Any idea where to look next?

thanks

James

  • In reply to MichaelBolton:

    I am so glad to stumble upon this thread.  You are describing my issue to a T!  My users were ready to throw IT out the window and were demanding we get rid of the XG firewall.  We also had days where it worked perfectly such as two days this past week.

    I have also disabled it.

    I am severely frustrated with support.  The reasons I have gotten are: not enough bandwidth, cable bad, switch bad, network issues and just flat out it isn't our problem but yours.

    Thank you gentlemen!

  • In reply to MichaelBolton:

    FWIW, firewall acceleration is enabled on the AP HA setup I've been working with:

    console> system firewall-acceleration show
    Firewall Acceleration is Enabled.

  • My Installation Engineer is telling me that firmware version SFOS 16.05.5 MR5 will fix this issue.  Have any of you installed it?

     

    April

  • In reply to April Beachy:

    Hi April,

    The 2 bugs associated with my case, NC-19062 and NC-19219 are not listed as fixed on the release notes. The engineer on my case did not tell me MR5 has the fix either. I have not installed MR5 yet though to confirm either way. I will probably wait till next week just to make sure others bugs don't pop up.

    Mike

  • I can verify that the update SFOS 16.05.5 MR-5 fixed our connection dropping issue.

     

    Now on to fix the numerous other issues associated with the particular brand of user authentication that the XG firewall uses, STATS. My users call the side effect the white screen of death.

  • In reply to April Beachy:

    Just saw this thread and read through.  Had a customer with the same issues.  HA setup, LAG with VLAN's, drops every few minutes, etc.

    The strange drops were fixed for us by updating STAS (we were still running a v15 variant) and SFOS to v16.05.5 MR5.

    Like April noted, we have some other funky issues but nothing as maddening as the drops.

  • In reply to axsom1:

    DHCP Relay issues have been reported with the newer firmwares so I haven't been game to update yet

  • In reply to jamesharper:

    I've had the same issues.  Updated yesterday to v17 and DHCP relay stopped functioning.  Support had to manually config the relays through the console to get it back up.

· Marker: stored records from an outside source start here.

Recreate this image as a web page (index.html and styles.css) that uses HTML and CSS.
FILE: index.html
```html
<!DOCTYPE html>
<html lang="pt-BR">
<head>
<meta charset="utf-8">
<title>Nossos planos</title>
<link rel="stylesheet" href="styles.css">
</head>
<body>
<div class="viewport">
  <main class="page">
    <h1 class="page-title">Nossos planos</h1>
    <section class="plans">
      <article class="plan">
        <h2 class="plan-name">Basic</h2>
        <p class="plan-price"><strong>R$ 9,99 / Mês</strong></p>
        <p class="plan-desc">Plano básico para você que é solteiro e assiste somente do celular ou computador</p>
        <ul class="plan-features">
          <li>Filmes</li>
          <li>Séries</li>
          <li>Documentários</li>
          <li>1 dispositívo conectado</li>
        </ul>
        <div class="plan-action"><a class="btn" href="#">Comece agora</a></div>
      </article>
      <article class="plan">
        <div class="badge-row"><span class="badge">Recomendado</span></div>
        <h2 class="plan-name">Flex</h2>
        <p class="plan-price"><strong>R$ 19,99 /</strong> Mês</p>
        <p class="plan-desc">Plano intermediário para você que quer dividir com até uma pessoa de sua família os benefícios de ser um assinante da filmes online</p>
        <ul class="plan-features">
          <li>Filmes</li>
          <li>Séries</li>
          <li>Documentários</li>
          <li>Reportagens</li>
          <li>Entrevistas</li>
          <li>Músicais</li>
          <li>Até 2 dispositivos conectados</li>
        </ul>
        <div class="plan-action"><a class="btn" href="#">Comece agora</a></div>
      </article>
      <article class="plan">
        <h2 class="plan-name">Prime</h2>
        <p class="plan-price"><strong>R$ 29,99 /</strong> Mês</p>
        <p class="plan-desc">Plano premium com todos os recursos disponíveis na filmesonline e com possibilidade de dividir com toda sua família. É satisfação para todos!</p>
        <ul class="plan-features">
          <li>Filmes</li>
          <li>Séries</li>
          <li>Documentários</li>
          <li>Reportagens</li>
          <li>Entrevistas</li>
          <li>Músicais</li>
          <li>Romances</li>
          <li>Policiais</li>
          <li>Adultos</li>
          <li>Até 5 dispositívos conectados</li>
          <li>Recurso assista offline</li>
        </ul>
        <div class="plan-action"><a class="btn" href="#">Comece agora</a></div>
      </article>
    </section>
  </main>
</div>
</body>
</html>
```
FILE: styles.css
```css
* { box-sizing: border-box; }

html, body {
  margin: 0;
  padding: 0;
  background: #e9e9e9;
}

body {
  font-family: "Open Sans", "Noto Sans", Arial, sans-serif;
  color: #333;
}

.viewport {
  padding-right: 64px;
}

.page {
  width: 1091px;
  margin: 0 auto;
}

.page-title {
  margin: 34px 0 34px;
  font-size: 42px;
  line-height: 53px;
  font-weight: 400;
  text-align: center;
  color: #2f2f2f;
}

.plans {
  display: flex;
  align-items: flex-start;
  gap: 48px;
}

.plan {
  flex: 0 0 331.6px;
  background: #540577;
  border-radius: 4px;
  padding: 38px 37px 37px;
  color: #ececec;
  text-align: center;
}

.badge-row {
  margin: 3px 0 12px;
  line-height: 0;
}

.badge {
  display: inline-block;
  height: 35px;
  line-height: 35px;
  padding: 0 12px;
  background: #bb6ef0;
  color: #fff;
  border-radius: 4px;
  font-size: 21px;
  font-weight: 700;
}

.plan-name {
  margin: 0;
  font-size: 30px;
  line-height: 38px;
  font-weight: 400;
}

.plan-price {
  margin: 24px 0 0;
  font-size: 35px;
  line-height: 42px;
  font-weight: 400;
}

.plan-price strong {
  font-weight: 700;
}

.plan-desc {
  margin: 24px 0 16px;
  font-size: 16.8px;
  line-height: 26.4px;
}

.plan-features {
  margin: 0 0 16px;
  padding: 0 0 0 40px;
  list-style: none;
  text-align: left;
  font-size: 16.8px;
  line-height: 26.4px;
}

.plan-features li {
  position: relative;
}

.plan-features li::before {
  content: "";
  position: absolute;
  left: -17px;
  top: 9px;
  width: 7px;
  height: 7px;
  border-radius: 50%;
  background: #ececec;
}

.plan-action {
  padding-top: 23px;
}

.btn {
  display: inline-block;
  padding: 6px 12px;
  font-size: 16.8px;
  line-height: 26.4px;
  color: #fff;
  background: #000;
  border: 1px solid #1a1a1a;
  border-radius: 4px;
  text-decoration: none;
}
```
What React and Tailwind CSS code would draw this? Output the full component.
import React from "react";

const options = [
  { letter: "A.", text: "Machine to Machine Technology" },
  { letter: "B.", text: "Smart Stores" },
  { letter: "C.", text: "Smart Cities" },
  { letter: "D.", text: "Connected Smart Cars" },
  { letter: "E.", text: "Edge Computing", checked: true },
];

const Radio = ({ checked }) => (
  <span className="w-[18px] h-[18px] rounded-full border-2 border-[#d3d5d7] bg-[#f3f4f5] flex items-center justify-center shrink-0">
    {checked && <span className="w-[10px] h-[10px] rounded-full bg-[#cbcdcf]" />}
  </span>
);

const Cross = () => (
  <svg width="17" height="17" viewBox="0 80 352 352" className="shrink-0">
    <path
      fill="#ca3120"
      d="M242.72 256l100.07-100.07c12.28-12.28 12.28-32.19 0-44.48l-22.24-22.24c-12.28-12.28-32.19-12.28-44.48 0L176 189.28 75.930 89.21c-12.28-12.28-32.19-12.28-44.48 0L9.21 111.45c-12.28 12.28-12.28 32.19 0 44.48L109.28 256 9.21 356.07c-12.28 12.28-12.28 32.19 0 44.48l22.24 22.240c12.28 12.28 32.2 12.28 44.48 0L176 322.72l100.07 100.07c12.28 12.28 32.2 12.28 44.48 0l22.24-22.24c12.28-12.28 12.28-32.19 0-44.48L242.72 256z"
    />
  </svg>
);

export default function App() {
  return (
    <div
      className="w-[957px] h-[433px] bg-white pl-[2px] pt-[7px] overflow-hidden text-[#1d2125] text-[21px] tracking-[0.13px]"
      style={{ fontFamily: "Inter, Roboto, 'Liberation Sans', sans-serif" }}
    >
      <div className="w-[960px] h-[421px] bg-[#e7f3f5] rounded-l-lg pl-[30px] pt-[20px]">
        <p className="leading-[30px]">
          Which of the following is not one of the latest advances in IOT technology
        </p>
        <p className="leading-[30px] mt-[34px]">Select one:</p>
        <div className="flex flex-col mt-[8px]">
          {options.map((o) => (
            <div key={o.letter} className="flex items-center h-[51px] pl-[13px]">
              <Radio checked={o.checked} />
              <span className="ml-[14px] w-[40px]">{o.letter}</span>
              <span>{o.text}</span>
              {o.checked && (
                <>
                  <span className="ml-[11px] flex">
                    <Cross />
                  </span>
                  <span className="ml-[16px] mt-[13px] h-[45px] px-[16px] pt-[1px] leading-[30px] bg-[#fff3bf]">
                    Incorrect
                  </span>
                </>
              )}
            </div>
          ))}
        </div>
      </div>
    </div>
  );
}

    On the drops, I currently have STAS disabled, as it seemed to wreak havoc on the network.  No user rules created, yet every hour or so, it seemed to unauthenticate the users for about a minute, even after increasing the interval.  Seems pretty useless if it's going to unauthenticate the user prior to checking if the user is disconnected.  I feel it should keep the authentication, poll the user and act after the poll.

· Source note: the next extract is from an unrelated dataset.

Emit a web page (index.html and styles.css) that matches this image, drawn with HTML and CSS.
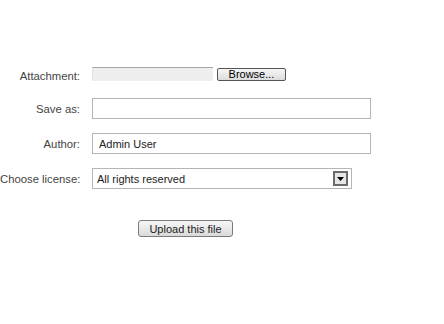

    Not to mention the DCOM error messages on the event logs of every system, firewalled or not.  I'll be reenabling STAS today to see if anything changed after the update.

  • Hi,

    I've just found this article as I'm suffering the exact same issue with STAT on our XG310 running the latest 17.1 firmware. So it seems the STAT issue is still existing and hasn't been fixed.

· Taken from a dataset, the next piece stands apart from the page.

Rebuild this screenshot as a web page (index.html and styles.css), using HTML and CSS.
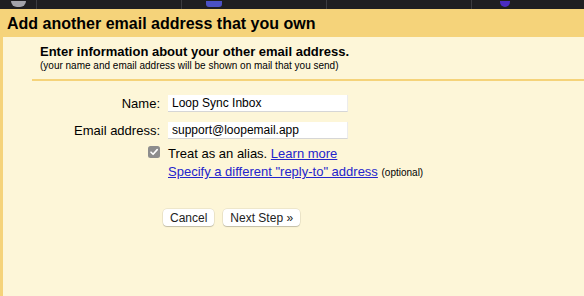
FILE: index.html
```html
<!DOCTYPE html>
<html lang="en">
<head>
  <meta charset="UTF-8" />
  <meta name="viewport" content="width=device-width, initial-scale=1.0" />
  <title>Add another email address that you own</title>
  <link rel="stylesheet" href="styles.css">
</head>
<body>
  <div class="tabbar">
    <div class="tab"><span class="dot grey"></span></div>
    <div class="tab"><span class="dot blue"></span></div>
    <div class="tab"></div>
    <div class="tab"><span class="dot purple"></span></div>
  </div>

  <div class="header">Add another email address that you own</div>

  <div class="panel">
    <div class="intro">
      <div class="intro-title">Enter information about your other email address.</div>
      <div class="intro-note">(your name and email address will be shown on mail that you send)</div>
    </div>
    <div class="rule"></div>

    <div class="form">
      <label class="label" for="name">Name:</label>
      <input class="field" type="text" id="name" value="Loop Sync Inbox">

      <label class="label" for="email">Email address:</label>
      <input class="field" type="text" id="email" value="support@loopemail.app">

      <span class="check">
        <svg width="12" height="12" viewBox="0 0 12 12">
          <rect x="0" y="0" width="12" height="12" rx="2.5" fill="#8d8d8d"/>
          <path d="M3 6.2 L5.1 8.3 L9.2 3.6" fill="none" stroke="#fff" stroke-width="1.6" stroke-linecap="round" stroke-linejoin="round"/>
        </svg>
      </span>
      <div class="option alias">Treat as an alias. <a href="#">Learn more</a></div>

      <span></span>
      <div class="option reply"><a href="#">Specify a different "reply-to" address</a> <span class="small">(optional)</span></div>
    </div>

    <div class="actions">
      <button class="btn">Cancel</button>
      <button class="btn">Next Step »</button>
    </div>
  </div>
</body>
</html>
```

FILE: styles.css
```css
body {
  margin: 0;
  font-family: "Liberation Sans", Arial, sans-serif;
  color: #000;
  background: #fdf6d8;
  height: 296px;
  overflow: hidden;
}

.tabbar {
  height: 9px;
  background: #1f1f21;
  display: flex;
  padding-left: 36px;
  overflow: hidden;
}
.tab {
  flex: none;
  box-sizing: border-box;
  width: 145px;
  border-left: 1px solid #3d3d40;
  position: relative;
}
.tab:last-child {
  width: 113px;
}
.dot {
  position: absolute;
  bottom: 2px;
  height: 6px;
  border-radius: 0 0 6px 6px;
}
.dot.grey {
  left: -26px;
  width: 15px;
  background: #a3a3a9;
}
.dot.blue {
  left: 24px;
  width: 16px;
  background: #4b51c4;
  border-radius: 0 0 3px 3px;
}
.dot.purple {
  left: 28px;
  width: 10px;
  background: #4a2bc2;
}

.header {
  height: 28px;
  line-height: 29px;
  background: #f5d37a;
  padding-left: 7px;
  font-size: 16px;
  font-weight: bold;
}

.panel {
  border-left: 3px solid #f5d37a;
  height: 259px;
  background: #fdf6d8;
}

.intro {
  padding: 7px 0 0 37px;
}
.intro-title {
  font-size: 13px;
  font-weight: bold;
  line-height: 16px;
}
.intro-note {
  font-size: 10px;
  line-height: 12px;
}
.rule {
  margin: 7px 0 0 29px;
  border-top: 2px solid #f5d37a;
}

.form {
  display: grid;
  grid-template-columns: 157px 180px;
  column-gap: 8px;
  row-gap: 10px;
  margin-top: 14px;
  align-items: center;
}
.label {
  text-align: right;
  font-size: 13px;
}
.field {
  box-sizing: border-box;
  width: 180px;
  height: 17px;
  border: none;
  border-bottom: 1px solid #d6d6d6;
  border-right: 1px solid #ececec;
  background: #fff;
  padding: 0 4px;
  font-family: "Liberation Sans", Arial, sans-serif;
  font-size: 12px;
  color: #000;
}
.check {
  justify-self: end;
  display: flex;
  margin-top: -6px;
}
.option {
  font-size: 13px;
  white-space: nowrap;
  line-height: 15px;
}
.option.alias {
  margin-top: -3px;
}
.option.reply {
  margin-top: -7px;
}
.option a {
  color: #2424cc;
}
.small {
  font-size: 10px;
}

.actions {
  display: flex;
  gap: 9px;
  padding: 29px 0 0 160px;
}
.btn {
  height: 17px;
  padding: 0 7px;
  background: #fff;
  border: none;
  border-radius: 4px;
  box-shadow: 0 0 0 0.5px rgba(0, 0, 0, 0.12), 0 1px 1px rgba(0, 0, 0, 0.18);
  font-family: "Liberation Sans", Arial, sans-serif;
  font-size: 12px;
  color: #222;
  cursor: pointer;
}
```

    Like others here, I have no User based rules but have been getting strange drop outs of connections and turning STAT off fixes them.

     

    However we had STAT switched on so that the XG could identify users and assist with tracking traffic to users and without STAT turned on the UTQ doesn't appear to report anything.

    Is there another option I can switch on to identify users and get the UTQ working, without causing the dropouts?

     

    I have also got a support ticket opened #8082675 (since a few days after we purchased the device, and nobody in support seemed to be able to help or know about the issue!)

     

    Matthew

  • In reply to M Robinson:

    Hi Matthew,

    The issue still exists, although on our unit it is not as bad as it was after setting the system auth cta unauth-traffic drop-period to 0. Still though, some of our traffic goes through a layer 3 switch for routing to prevent this from causing issues with intervlan routing. From what I am told from product management, in 17.2 there will be the option to turn off the learning period completely which will prevent this from happening. I was originally told maybe July for 17.2 but with 17.1 being so delayed, I bet we won't see 17.2 until October.

    Mike

  • In reply to MichaelBolton:

    Hi,

    Short question - i am not able to read everything sorry - Which facilities do you need with authentication, if you not using userbased policys?  

    I am aware of such a issue but most of the time, i am able to disable the STAS for this XG, because - as mentioned before - no authentication is needed. 

    Cheers

  • In reply to MichaelBolton:

    Not sure if people are still seeing this. We sure are. After a whole lot of digging I found that for us, in the troubleshooting tools on the Advanced tab of the STAS suite application when I tested the IPs of users seeing problems/drops I would get an error. Either RPC server unavailable or similar notification. After a crash course in WMI I found that our PTR records in our DNS servers were not updating and that was causing trouble with the WMI verification. I am in the process of correcting and updating our PTR records in DNS and turning STAS back on at our smaller sites to test things out. So I am not sure if this is the fix for us yet but I wanted to put it out there if it helps others.